For business travelers, the gain is not just convenience. It can mean fitting a same-day round trip into a working schedule. For leisure travelers, it can turn transit hours into usable vacation time. For production teams, it can keep a shoot on schedule when daylight, weather, and crew coordination matter.
Airport access changes what is possible
One of the strongest arguments in private charter versus commercial flights is airport flexibility.
Commercial airlines operate where passenger demand supports scheduled service. That works well on major routes, but it can leave gaps when the final destination is a resort area, a remote property, a work site, or a filming location that is not efficiently served by standard airline networks.
Private charter can often use smaller airports that place travelers closer to where they actually need to be. That matters in Costa Rica, where reaching the right region quickly can make a major difference in itinerary quality. Less time on the ground usually means less complexity, fewer handoffs, and a smoother arrival.
This is also why charter is valuable for multi-stop trips. If the objective is to visit several destinations in a short window, scheduled airline service may force inefficient routing. A charter operation can build the route around the mission instead.
Privacy and control are not luxury extras for every traveler
Privacy is often framed as a premium feature, but for some clients it is a practical requirement.
Corporate leaders may need to discuss sensitive business matters in transit. High-profile travelers may want discretion from departure through arrival. Families may simply prefer a more controlled environment, especially when traveling with children, older relatives, or specialized luggage.
Commercial cabins are shared spaces with limited control over noise, seating environment, or workflow. On a private charter, the cabin is reserved for your group. That creates a more secure and comfortable setting, whether the goal is quiet rest, confidential discussion, or focused preparation before landing.
For production and specialized operations, privacy also supports logistics. Equipment handling, passenger manifest coordination, and schedule confidentiality are easier to manage when the flight is not part of a public boarding process.
Cost is more nuanced than the ticket price suggests
This is where honest comparison matters.
For one traveler flying between major airports with a flexible schedule, commercial airfare is almost always the lower-cost option. Private charter is a premium service, and the price reflects dedicated aircraft use, crew, operational planning, and customized timing.
But that does not mean the comparison ends there. When a group travels together, the economics can shift. When an executive team avoids an overnight stay, recovers a business day, or reaches multiple locations without separate airline bookings and long ground transfers, the total value picture changes. The same applies to productions and industrial operations where delays carry real financial consequences.

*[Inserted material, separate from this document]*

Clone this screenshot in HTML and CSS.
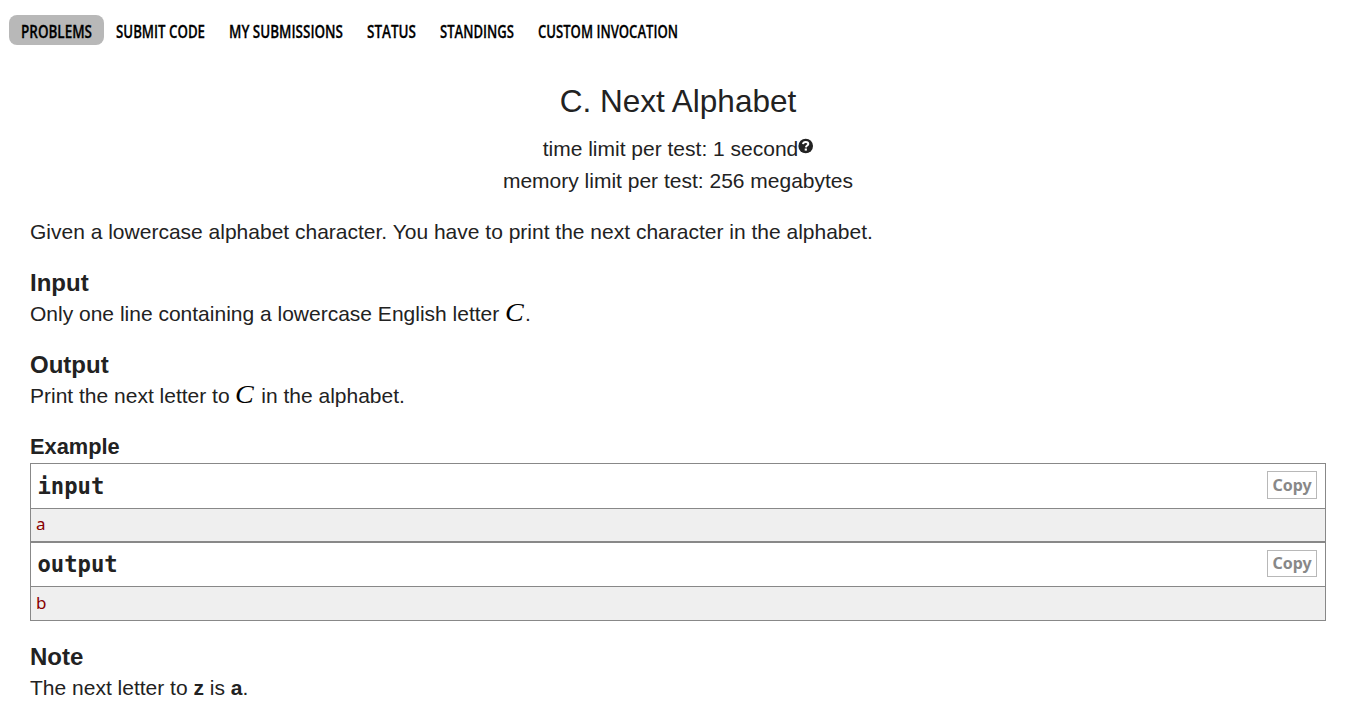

The better question is not simply, “Which is cheaper?” It is, “What does the trip actually require, and what are delays, rerouting, or lost time worth?”
Reliability depends on more than the published schedule
Commercial airlines offer scale, but scale also creates exposure to congestion, rebooking queues, and network disruptions. A delay in one segment can affect the entire journey.
Private charter offers more control, though not immunity from weather, air traffic restrictions, or operational limitations. Aviation always involves variables, especially in regions where weather patterns can change quickly. The difference is that charter clients typically receive a more direct operational response. The service is centered on a specific flight plan and a defined group of passengers, not a mass-market system.
That is why operator quality matters. Experience, maintenance discipline, crew standards, and regulatory compliance should all be part of the evaluation. In a high-trust category like aviation, credentials are not marketing details. They are part of the service itself.
When commercial flights are still the right choice
Commercial service remains the sensible answer in many situations.
If you are booking far in advance, traveling solo, flying a common route, and do not mind fixed departure times, an airline ticket is often the efficient choice. The same is true when destination access is already well served and the trip has enough margin to absorb standard airport procedures.
There is no need to force a private solution where a public one works well. Smart travel planning starts with the mission, not the image.
When private charter stands apart
Private charter becomes especially compelling when the trip involves urgency, privacy, multiple passengers, complex baggage, remote access, or a high value placed on time.
That includes executive mobility, high-end leisure travel, destination transfers, aerial production support, and mission-specific flights where precision matters. In Costa Rica, it is also relevant for travelers who want to move efficiently between San Jose, Liberia, coastal destinations, inland regions, and specialized locations without letting ground logistics dominate the day.
For those clients, charter is not about avoiding the airline experience for its own sake. It is about choosing an operating model that better fits the objective.
Private charter versus commercial flights in Costa Rica
Costa Rica is a strong example of why this comparison matters.
The country rewards travelers who can move efficiently. Distances that look manageable on a map can take far longer by road, and not every destination lines up neatly with commercial airline schedules. A traveler trying to combine business meetings, resort transfers, and site visits may find that the hidden cost is not airfare. It is lost momentum.
This is where an established operator with local knowledge adds real value. Aerotour, for example, combines long operating experience, DGAC certification, and ICAO-aligned standards with bases in both San Jose and Liberia. That kind of footprint supports not only premium charter travel but also the operational confidence clients need when schedules are tight and service expectations are high.
How to choose the right option for your trip
Start with four questions. How much is your time worth on this specific trip? How close do you need to arrive to the final destination? How important are privacy and schedule control? And what would disruption cost if the travel plan slips?
If the answers lean toward flexibility, direct access, and protected time, private charter may be the more efficient decision even at a higher upfront price. If your needs are simple, your route is common, and your schedule is forgiving, commercial service may be exactly right.
The best travel choice is rarely about status. It is about fit. When the itinerary is straightforward, airlines do their job well. When the mission calls for precision, discretion, and access, private aviation earns its place quickly.
A well-planned flight should support the purpose of the trip, not compete with it. That is usually the clearest way to decide.